Tensions have erupted as the impoverished country struggles to recover from floods unleashed two weeks ago by Tropical Storm Jeanne, which killed more than 1,550 and left some 900 missing, most presumed dead.

In the hard-hit northwestern city of Gonaives on Sunday, residents brought in two emaciated men found semiconscious on the ground to a clinic run by Argentine troops. Doctors said it appeared the two hadn’t eaten in several days and had psychological trauma one because he lost relatives in the floods.

The other, 40-year-old Jacques Agelus Faustin, was found collapsed under a mango tree.

“We all thought he was dead,” said Soupon Jean-Paul, the friend who found him. “I wasn’t even looking for him at the time.”

U.S. Health and Human Services Secretary Tommy Thompson also visited Gonaives on Sunday, meeting officials and stopping at the clinic, where U.N. peacekeepers have treated hundreds of the wounded.

“There’s no question we have to figure out how to rebuild Gonaives,” Thompson said, adding that would involve creating jobs through public works projects.

Last week, President Bush asked Congress for $50 million for storm-hit Caribbean countries, with about half planned for Haiti. “Help is on the way,” Thompson said before getting on a helicopter to return to Port-au-Prince.

Workers using shovels have begun cleaning up contaminated dried mud that cakes Gonaives’ streets.

Meanwhile, Port-au-Prince’s General Hospital said it admitted two men with gunshot wounds Sunday, including Augustin Peristil, 25, who said he didn’t see who shot him when gunfire erupted Saturday night in La Saline.

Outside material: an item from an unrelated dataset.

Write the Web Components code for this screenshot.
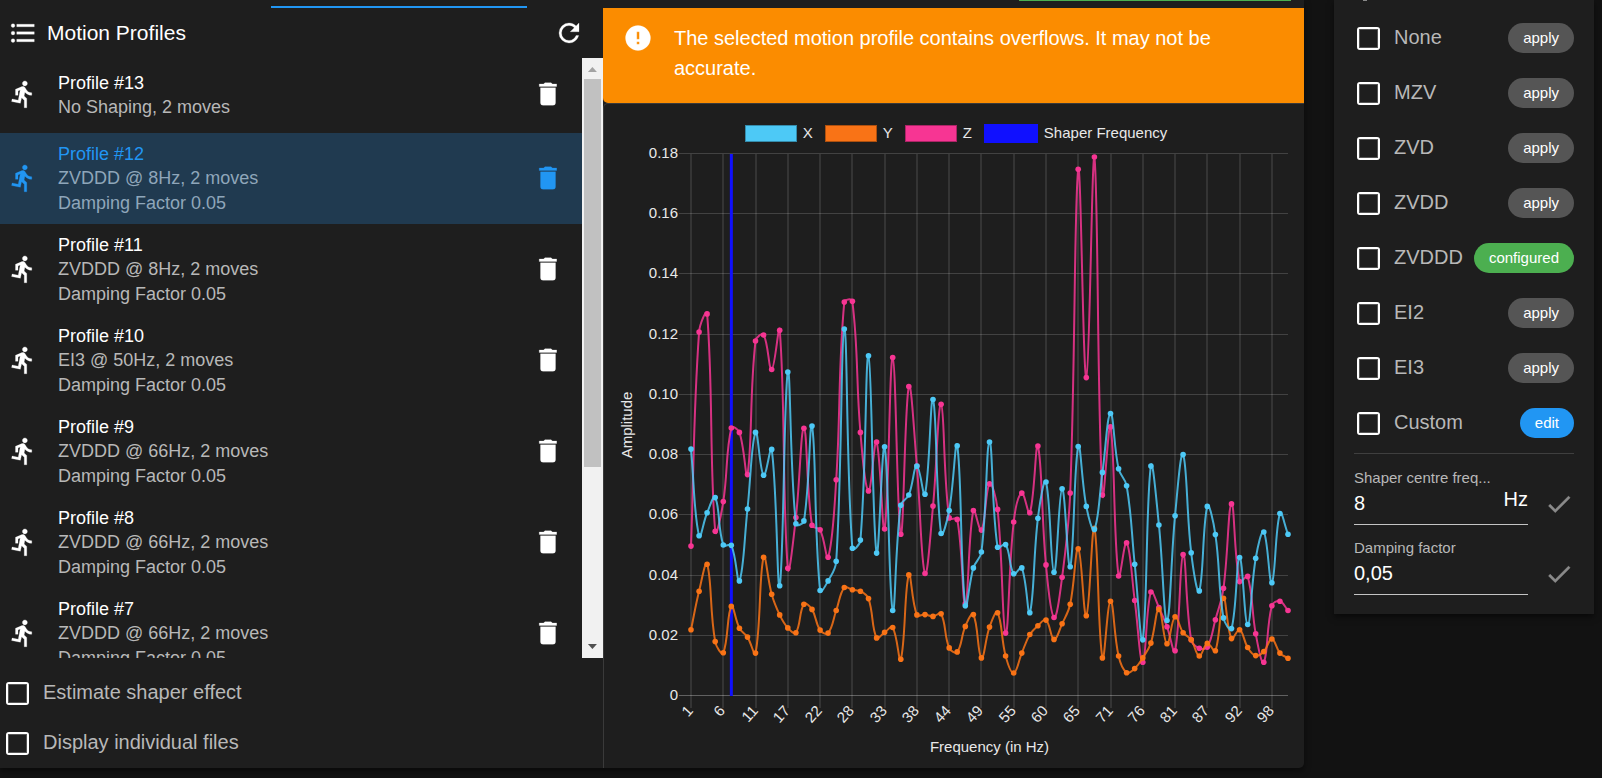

Residents said at least five men were killed Friday by gunmen outside the home of an anti-Aristide community leader in the slum Village de Dieu.

Pro-Aristide groups say police and anti-Lavalas gangs also have opened fire on Aristide supporters, killing several people.

A 15-year-old boy was among two shot dead by police Friday during a pro-Aristide march, according to the independent group Institute for Justice and Democracy in Haiti.

Others reported killed included one shot at another demonstration Friday and two alleged pro-Aristide gangsters shot by police Thursday.

The headless bodies of three policemen turned up Friday, police said. They, along with a fourth policeman, were believed killed in clashes Thursday, police said.

Aristide, now in exile in South Africa, has accused U.S. agents of ousting him on Feb. 29 amid a bloody rebellion a charge the U.S. government denies.

Aristide’s Lavalas Family party on Thursday began three days of commemoration of the 1991 coup that toppled Aristide’s first government. They demanded an end to “the occupation” and “the invasion” by foreign troops referring to the U.S.-led force that followed Aristide’s ouster and the U.N. peacekeepers who have taken over since June.

U.N. peacekeepers have been criticized for not doing more to control the violence. U.N. officials say they are doing the best they can with 3,000 peacekeepers on the ground and some 750 of them tied up dealing with the aftermath of floods in Gonaives.